Ensuite, le discours des analystes met en exergue un déficit méthodologique criant : l’absence ou la faiblesse d’agences privées de prévision et le besoin d’un renforcement de la production statistique et de la recherche appliquée réduisent la qualité des débats publics et obligent souvent les commentateurs à s’appuyer sur des impressions plutôt que sur des scénarios probabilisés.
Enfin, les projections ambitieuses (croissance à 4 %, voire 6–7 % à moyen terme) sont plausibles seulement dans un scénario d’effort soutenu et simultané sur plusieurs fronts — réforme du climat des affaires, gouvernance des entreprises publiques, montée en gamme des exportations (phosphates incluse), mobilisation d’investissements privés et stabilisation des finances publiques – conditions aujourd’hui loin d’être garanties.
Sur le plan des recommandations opérationnelles, trois orientations prioritaires émergent des analyses croisées :
* Renforcer la qualité et la fréquence des données publiques et encourager la création d’équipes indépendantes de prévision afin d’apporter des scénarios différenciés et quantifiés, et non des impressions.
* Adopter un calendrier clair et crédible de réformes structurelles visant à améliorer la gouvernance, la productivité et l’attractivité des investissements, en veillant à protéger les couches vulnérables pour préserver la cohésion sociale.
* Enfin, coordonner les signaux macroéconomiques : l’action de la Banque centrale, la politique budgétaire et les mesures sectorielles doivent converger autour d’objectifs précis de stabilisation et de croissance soutenable, avec des indicateurs de suivi publics et réguliers.

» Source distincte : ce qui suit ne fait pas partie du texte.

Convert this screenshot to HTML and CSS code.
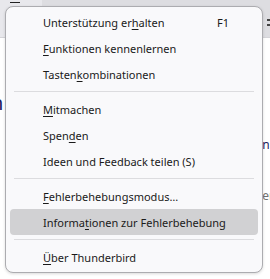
FILE: index.html
```html
<!DOCTYPE html>
<html lang="de">
<head>
    <meta charset="UTF-8">
    <link rel="stylesheet" href="styles.css">
    <title>Hilfe-Menü</title>
</head>
<body>
    <div class="toolbar">
        <div class="tab"><span class="tab-line"></span></div>
        <div class="toolbar-rest"><span class="burger"></span></div>
    </div>
    <div class="page">
        <div class="page-left">
            <span class="frag-big">n</span>
            <span class="frag-small">i:</span>
            <span class="frag-small">t</span>
        </div>
        <div class="page-right">
            <span class="frag-dark">n</span>
            <span class="frag-gray">er</span>
        </div>
    </div>

    <div class="menu">
        <div class="item"><span class="label">Unterstützung er<u>h</u>alten</span><span class="key">F1</span></div>
        <div class="item"><span class="label"><u>F</u>unktionen kennenlernen</span></div>
        <div class="item"><span class="label">Tasten<u>k</u>ombinationen</span></div>
        <div class="sep"></div>
        <div class="item"><span class="label"><u>M</u>itmachen</span></div>
        <div class="item"><span class="label">Spen<u>d</u>en</span></div>
        <div class="item"><span class="label">Ideen und Feedback teilen (S)</span></div>
        <div class="sep"></div>
        <div class="item"><span class="label"><u>F</u>ehlerbehebungsmodus…</span></div>
        <div class="item active"><span class="label">Informa<u>t</u>ionen zur Fehlerbehebung</span></div>
        <div class="sep"></div>
        <div class="item"><span class="label"><u>Ü</u>ber Thunderbird</span></div>
    </div>
</body>
</html>
```
FILE: styles.css
```css
body {
    margin: 0;
    width: 270px;
    height: 279px;
    overflow: hidden;
    position: relative;
    background: #ffffff;
    font-family: "Noto Sans", sans-serif;
}

.toolbar {
    display: flex;
    height: 37px;
    border-bottom: 1px solid #d4d4d8;
}

.tab {
    width: 42px;
    background: #e8e8ec;
    padding: 2px 0 0 10px;
    box-sizing: border-box;
}

.tab-line {
    display: block;
    width: 10px;
    height: 1px;
    background: #222;
}

.toolbar-rest {
    flex: 1;
    background: #dddde1;
    display: flex;
    justify-content: flex-end;
    padding-top: 19px;
}

.burger {
    width: 3px;
    height: 3px;
    border-top: 2px solid #444;
    border-bottom: 2px solid #444;
    box-sizing: content-box;
}

.page {
    display: flex;
    justify-content: space-between;
}

.page-left {
    display: flex;
    flex-direction: column;
    margin-left: -9px;
}

.frag-big {
    margin-top: 55px;
    font-size: 20px;
    color: #1c1b5c;
    line-height: 20px;
}

.frag-small {
    margin-top: 24px;
    font-size: 12px;
    color: #20205e;
    line-height: 14px;
}

.frag-small + .frag-small {
    margin-top: 30px;
}

.page-right {
    display: flex;
    flex-direction: column;
    margin-right: -4px;
    font-size: 12px;
}

.frag-dark {
    margin-top: 98px;
    color: #20205e;
}

.frag-gray {
    margin-top: 34px;
    color: #707070;
}

.menu {
    position: absolute;
    left: 5px;
    top: 6px;
    width: 258px;
    box-sizing: border-box;
    background: #f9f9fb;
    border: 1px solid #acacb0;
    border-radius: 8px;
    box-shadow: 0 1px 3px rgba(0, 0, 0, 0.15);
    padding: 2px 4px;
    font-size: 11px;
    color: #1a1a1a;
}

.item {
    display: flex;
    align-items: center;
    height: 26px;
    padding: 0 29px 0 33px;
    border-radius: 4px;
    white-space: nowrap;
}

.item.active {
    background: #d1d1d3;
}

.label {
    flex: 1;
}

u {
    text-underline-offset: 2px;
}

.sep {
    height: 1px;
    margin: 4px 4px 4px;
    background: #dcdcdf;
}
```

In fine, la pluralité des interventions récentes – entre Boudrigua et Soussi, rejointes par les analyses plus systématiques de chercheurs comme Chebbi – est une richesse pour le débat public tunisien. Mais pour que ces prises de parole deviennent moteurs d’action, il faut les doter d’un socle empirique plus solide et les traduire en réformes concrètes et priorisées. Sans cela, le risque est double : soit le pays se contente d’un rebond ponctuel, soit des attentes élevées butent sur des contraintes structurelles non traitées, alimentant à terme la désillusion plutôt que la confiance.